Delivering the 15th Sapru House Lecture at the Indian Council for World Affairs (ICWA) here, Kishida said it was important for Japan and India to strengthen their maritime cooperation and both sides should "even more proactively assume" their "responsibilities to protect open and stable seas" under their partnership.
Addressing a gathering of diplomats and experts on the subject "Special Partnership for the Era of the Indo-Pacific", Kishida proposed strengthening three bridges that link the region in order to ensure peace and prosperity -- bridge of value and spirit, of a vibrant economy and open and stable seas.
Under the bridge of vibrant economy, Kishida said the bilateral economic partnership has grown strong and should be improved to "facilitate an even greater contribution to the entire Indo-Pacific region".
He said the Japan-India Investment Promotion Partnership agreed at the summit meeting between Modi and Japanese Prime Minister Shinzo Abe in September last year "seeks synergies between Abenomics and Modinomics" and Japan would contribute to push forward the 'Make in India' initiative.
To boost connectivity between South Asia and Southeast Asia through both land and sea, he said Japan intends to support the construction of an energy network with the South Asian Association for Regional Cooperation (SAARC) region for enhancing regional connectivity.
To boost connectivity between SAARC and the 10-member Association for Southeast Asian Nations (ASEAN), Japan would boost aid by "supporting development initiatives" in India's northeast region, he said.
To a question on investing in Arunachal Pradesh, he said they have not decided yet on the issue.
As part of boosting maritime cooperation, he said both sides should boost defence equipment cooperation, including the US-2 amphibian aircraft and Japan's continued participation in the India-US Malabar exercises.

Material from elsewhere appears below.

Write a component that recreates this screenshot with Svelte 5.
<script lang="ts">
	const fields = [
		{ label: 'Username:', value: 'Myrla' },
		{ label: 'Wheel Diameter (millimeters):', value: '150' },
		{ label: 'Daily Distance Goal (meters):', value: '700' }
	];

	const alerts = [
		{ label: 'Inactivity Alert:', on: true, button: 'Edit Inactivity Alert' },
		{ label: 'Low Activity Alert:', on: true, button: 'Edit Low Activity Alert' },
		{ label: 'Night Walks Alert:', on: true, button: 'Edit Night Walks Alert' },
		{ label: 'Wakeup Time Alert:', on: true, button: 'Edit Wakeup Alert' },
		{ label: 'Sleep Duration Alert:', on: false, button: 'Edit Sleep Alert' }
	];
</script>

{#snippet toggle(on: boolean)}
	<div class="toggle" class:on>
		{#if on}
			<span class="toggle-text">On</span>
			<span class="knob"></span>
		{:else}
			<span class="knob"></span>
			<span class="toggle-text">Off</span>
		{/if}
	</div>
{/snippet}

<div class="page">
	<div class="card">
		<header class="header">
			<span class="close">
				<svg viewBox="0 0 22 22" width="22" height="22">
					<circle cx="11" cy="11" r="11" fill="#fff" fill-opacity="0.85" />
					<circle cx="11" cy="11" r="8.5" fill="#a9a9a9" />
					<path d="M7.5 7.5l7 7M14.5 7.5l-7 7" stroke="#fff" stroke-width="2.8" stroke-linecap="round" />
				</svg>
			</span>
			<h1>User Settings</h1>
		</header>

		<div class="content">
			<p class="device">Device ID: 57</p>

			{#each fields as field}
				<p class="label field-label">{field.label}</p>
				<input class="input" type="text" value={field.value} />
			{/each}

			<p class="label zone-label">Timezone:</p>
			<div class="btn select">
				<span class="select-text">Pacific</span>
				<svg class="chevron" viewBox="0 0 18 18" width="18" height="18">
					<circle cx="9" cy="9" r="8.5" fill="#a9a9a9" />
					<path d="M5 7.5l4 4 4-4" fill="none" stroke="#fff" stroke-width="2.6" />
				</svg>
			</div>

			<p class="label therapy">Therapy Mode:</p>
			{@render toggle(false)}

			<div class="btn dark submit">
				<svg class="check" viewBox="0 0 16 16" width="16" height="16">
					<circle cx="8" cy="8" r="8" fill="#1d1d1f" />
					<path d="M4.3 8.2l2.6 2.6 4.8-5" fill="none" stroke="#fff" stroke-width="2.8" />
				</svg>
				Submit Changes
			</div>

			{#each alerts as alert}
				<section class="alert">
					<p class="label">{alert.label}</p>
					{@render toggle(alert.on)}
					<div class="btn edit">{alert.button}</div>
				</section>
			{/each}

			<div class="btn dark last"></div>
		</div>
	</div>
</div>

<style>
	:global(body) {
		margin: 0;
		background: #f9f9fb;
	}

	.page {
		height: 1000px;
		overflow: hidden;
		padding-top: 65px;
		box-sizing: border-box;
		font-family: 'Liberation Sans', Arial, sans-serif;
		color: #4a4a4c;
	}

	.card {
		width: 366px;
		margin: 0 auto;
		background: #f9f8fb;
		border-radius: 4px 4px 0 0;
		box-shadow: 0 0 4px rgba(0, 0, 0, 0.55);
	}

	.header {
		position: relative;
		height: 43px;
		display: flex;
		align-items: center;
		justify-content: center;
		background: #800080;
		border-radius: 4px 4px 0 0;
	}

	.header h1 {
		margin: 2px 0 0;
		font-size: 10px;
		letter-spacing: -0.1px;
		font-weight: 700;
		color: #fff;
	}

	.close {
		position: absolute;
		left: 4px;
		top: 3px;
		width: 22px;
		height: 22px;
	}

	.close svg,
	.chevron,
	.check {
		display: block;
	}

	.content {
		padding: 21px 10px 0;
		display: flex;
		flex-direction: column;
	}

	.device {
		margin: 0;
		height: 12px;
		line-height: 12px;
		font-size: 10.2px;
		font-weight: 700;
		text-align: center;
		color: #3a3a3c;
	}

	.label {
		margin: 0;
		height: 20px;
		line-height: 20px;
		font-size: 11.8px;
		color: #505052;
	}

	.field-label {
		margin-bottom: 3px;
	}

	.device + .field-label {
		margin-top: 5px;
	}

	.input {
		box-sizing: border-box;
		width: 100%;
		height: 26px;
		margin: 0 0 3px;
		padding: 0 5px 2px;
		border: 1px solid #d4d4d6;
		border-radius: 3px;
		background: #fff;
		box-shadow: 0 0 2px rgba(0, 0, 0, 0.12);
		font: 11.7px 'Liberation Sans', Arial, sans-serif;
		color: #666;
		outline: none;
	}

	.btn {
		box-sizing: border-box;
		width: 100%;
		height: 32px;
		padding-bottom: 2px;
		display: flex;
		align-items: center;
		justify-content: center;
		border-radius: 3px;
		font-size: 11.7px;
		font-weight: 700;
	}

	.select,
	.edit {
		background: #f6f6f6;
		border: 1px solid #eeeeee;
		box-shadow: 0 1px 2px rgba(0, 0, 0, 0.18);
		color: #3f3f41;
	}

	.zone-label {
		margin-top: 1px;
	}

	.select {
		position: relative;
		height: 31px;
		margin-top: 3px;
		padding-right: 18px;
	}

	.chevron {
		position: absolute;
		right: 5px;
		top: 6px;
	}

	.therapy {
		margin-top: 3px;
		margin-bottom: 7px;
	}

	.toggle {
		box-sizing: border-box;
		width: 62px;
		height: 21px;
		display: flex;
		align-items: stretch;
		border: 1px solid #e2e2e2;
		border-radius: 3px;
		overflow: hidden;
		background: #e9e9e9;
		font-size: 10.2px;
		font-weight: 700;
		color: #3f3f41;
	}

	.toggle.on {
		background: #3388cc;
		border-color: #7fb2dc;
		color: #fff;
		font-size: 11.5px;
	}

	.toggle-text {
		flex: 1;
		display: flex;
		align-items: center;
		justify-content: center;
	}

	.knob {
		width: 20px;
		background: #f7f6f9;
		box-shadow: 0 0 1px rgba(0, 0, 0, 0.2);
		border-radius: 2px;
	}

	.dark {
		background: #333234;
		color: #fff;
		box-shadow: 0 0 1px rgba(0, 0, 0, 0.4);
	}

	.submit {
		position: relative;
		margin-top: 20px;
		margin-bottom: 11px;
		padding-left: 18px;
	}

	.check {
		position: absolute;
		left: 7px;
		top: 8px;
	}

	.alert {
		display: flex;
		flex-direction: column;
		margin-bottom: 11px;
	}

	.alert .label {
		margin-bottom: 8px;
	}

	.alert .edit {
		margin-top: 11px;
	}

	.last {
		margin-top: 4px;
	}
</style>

He reiterated Abe's three principles of the rule of law at sea, including clarifying claims on disputed maritime areas, not using force to drive claims and settling the disputes through peaceful means.
Japan is involved in a dispute with China over islands in the East China Sea. Japan has this week announced its biggest ever defence budget - $42 billion - to counter China's increasing military influence in the region.
Under the bridge of values and spirit, Kishida said values of democracy, freedom, open economy and the rule of law are indispensable for the Indo-Pacific region to remain stable and prosperous - and to shine as the centre of the world.
On the issue of reform of the UN Security Council, Kishida said both countries will become driving forces of reform of the world body, and for this, the G4 countries of Japan, India, Germany and Brazil will work together to garner support from the international community.
The Japanese foreign minister, who is in India on a three-day visit for the eighth round of the strategic dialogue, also denounced the Paris terror attacks and said both sides should firmly confront terrorism.
Noting that the year marks the 70th year of the atomic bombings on his country, the Japanese minister expressed appreciation of the Indian parliament for conveying its condolences to the victims of the bombings every year in August.
For working towards the goal of a nuclear weapons-free world, he said they would like to explore how both sides can cooperate for boosting disarmament and non-proliferation efforts under their Special Strategic and Global Partnership.